It is pretty heart wrenching to see a great deal of folk these days suffer from severely debilitating syndromes that leave them paralyzed as well as completely dependent on the assistance of others. Good thing medical science have advanced by some degrees, and among these include automated wheelchairs that allow such folks unprecedented freedom to move around on their own, gaining back their self-respect and esteem in the process. When it comes to assistive technology, researchers from the University of South Florida are pushing the proverbial envelope even further by working on a wheelchair that has its own mechanical arm. What makes this special is the wheelchair’s ability to hold a system that relies on EEG, reading the user’s brain waves while sending translated signals to the robotic arm to move it accordingly. Man and machine working together telepathically? I’m sold.

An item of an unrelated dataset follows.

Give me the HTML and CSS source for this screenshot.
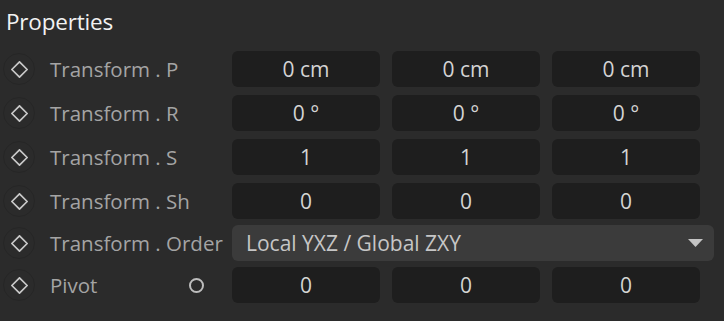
FILE: index.html
```html
<!DOCTYPE html>
<html lang="en">
<head>
  <meta charset="UTF-8">
  <title>Properties</title>
  <link rel="stylesheet" href="styles.css">
</head>
<body>
<div class="panel">
  <h1 class="titulo">Properties</h1>

  <div class="linha">
    <span class="chave"><svg viewBox="0 0 16 16"><path d="M8 0.8 L15.2 8 L8 15.2 L0.8 8 Z"/></svg></span>
    <span class="rotulo">Transform . P</span>
    <div class="campos">
      <div class="campo">0 cm</div>
      <div class="campo">0 cm</div>
      <div class="campo">0 cm</div>
    </div>
  </div>

  <div class="linha">
    <span class="chave"><svg viewBox="0 0 16 16"><path d="M8 0.8 L15.2 8 L8 15.2 L0.8 8 Z"/></svg></span>
    <span class="rotulo">Transform . R</span>
    <div class="campos">
      <div class="campo">0 °</div>
      <div class="campo">0 °</div>
      <div class="campo">0 °</div>
    </div>
  </div>

  <div class="linha">
    <span class="chave"><svg viewBox="0 0 16 16"><path d="M8 0.8 L15.2 8 L8 15.2 L0.8 8 Z"/></svg></span>
    <span class="rotulo">Transform . S</span>
    <div class="campos">
      <div class="campo">1</div>
      <div class="campo">1</div>
      <div class="campo">1</div>
    </div>
  </div>

  <div class="linha">
    <span class="chave"><svg viewBox="0 0 16 16"><path d="M8 0.8 L15.2 8 L8 15.2 L0.8 8 Z"/></svg></span>
    <span class="rotulo">Transform . Sh</span>
    <div class="campos">
      <div class="campo">0</div>
      <div class="campo">0</div>
      <div class="campo">0</div>
    </div>
  </div>

  <div class="linha apertada">
    <span class="chave"><svg viewBox="0 0 16 16"><path d="M8 0.8 L15.2 8 L8 15.2 L0.8 8 Z"/></svg></span>
    <span class="rotulo">Transform . Order</span>
    <div class="seletor">
      <span>Local YXZ / Global ZXY</span>
      <svg class="seta" viewBox="0 0 15 8"><path d="M0 0 H15 L7.5 8 Z"/></svg>
    </div>
  </div>

  <div class="linha apertada">
    <span class="chave"><svg viewBox="0 0 16 16"><path d="M8 0.8 L15.2 8 L8 15.2 L0.8 8 Z"/></svg></span>
    <span class="rotulo">Pivot <span class="anel"></span></span>
    <div class="campos">
      <div class="campo">0</div>
      <div class="campo">0</div>
      <div class="campo">0</div>
    </div>
  </div>
</div>
</body>
</html>
```

FILE: styles.css
```css
body {
  margin: 0;
  background: #2b2b2b;
  font-family: "Open Sans", "Noto Sans", sans-serif;
}
.panel {
  padding: 8px 0 0 0;
}
.titulo {
  margin: 0 0 15px 6px;
  font-size: 22.5px;
  font-weight: normal;
  color: #f2f2f2;
  line-height: 28px;
  letter-spacing: -0.2px;
}
.linha {
  display: flex;
  align-items: center;
  height: 36px;
  margin-bottom: 8px;
}
.linha.apertada {
  margin-top: -2px;
}
.chave {
  width: 32px;
  height: 32px;
  margin-left: 3px;
  border-radius: 50%;
  border: 1px solid #262626;
  box-sizing: border-box;
  display: flex;
  align-items: center;
  justify-content: center;
}
.chave svg {
  width: 17px;
  height: 17px;
  fill: none;
  stroke: #c9c9c9;
  stroke-width: 1.6;
}
.rotulo {
  width: 182px;
  margin-left: 15px;
  display: flex;
  align-items: center;
  font-size: 20.5px;
  color: #a4a4a4;
  white-space: nowrap;
}
.anel {
  width: 15px;
  height: 15px;
  box-sizing: border-box;
  border: 2.5px solid #bdbdbd;
  border-radius: 50%;
  margin-left: auto;
  margin-right: 28px;
}
.campos {
  display: grid;
  grid-template-columns: repeat(3, 148px);
  gap: 12px;
}
.campo {
  height: 36px;
  background: #1e1e1e;
  border-radius: 6px;
  color: #d4d4d4;
  font-size: 21px;
  display: flex;
  align-items: center;
  justify-content: center;
}
.seletor {
  width: 482px;
  height: 36px;
  background: #3b3b3b;
  border-radius: 6px;
  box-sizing: border-box;
  padding: 0 11px 0 14px;
  display: flex;
  align-items: center;
  justify-content: space-between;
  font-size: 21px;
  color: #c6c6c6;
}
.seta {
  width: 15px;
  height: 8px;
  fill: #c4c4c4;
}
```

Initial testing by human users has successfully proven that the WMRA control system can be used without having the user to use even a single muscle. The WMRA also will not use any pre-programmed movements unless chosen by the user beforehand. Rajiv Dubey, professor and chair of the USF Department of Mechanical Engineering, and director of the Center for Rehabilitation Engineering & Technology, has mentioned in passing that such a design (in the field of intelligent therapeutic and assistive robotic systems such as the WMRA) is based on sensor-fusion technology, which is utilized to map limited human input into complex motion via a method known as “sensor-assisted scaled teleoperation.”
The WMRA will seem like a heaven-sent device that will help folks suffering from “locked-in syndrome,” an entirely paralytic condition that leaves people unable to move despite maintaining a normal standard of intellectual standards. We hope that the WMRA will be made available to all soonest possible at the lowest price, although the latter will be almost impossible to achieve.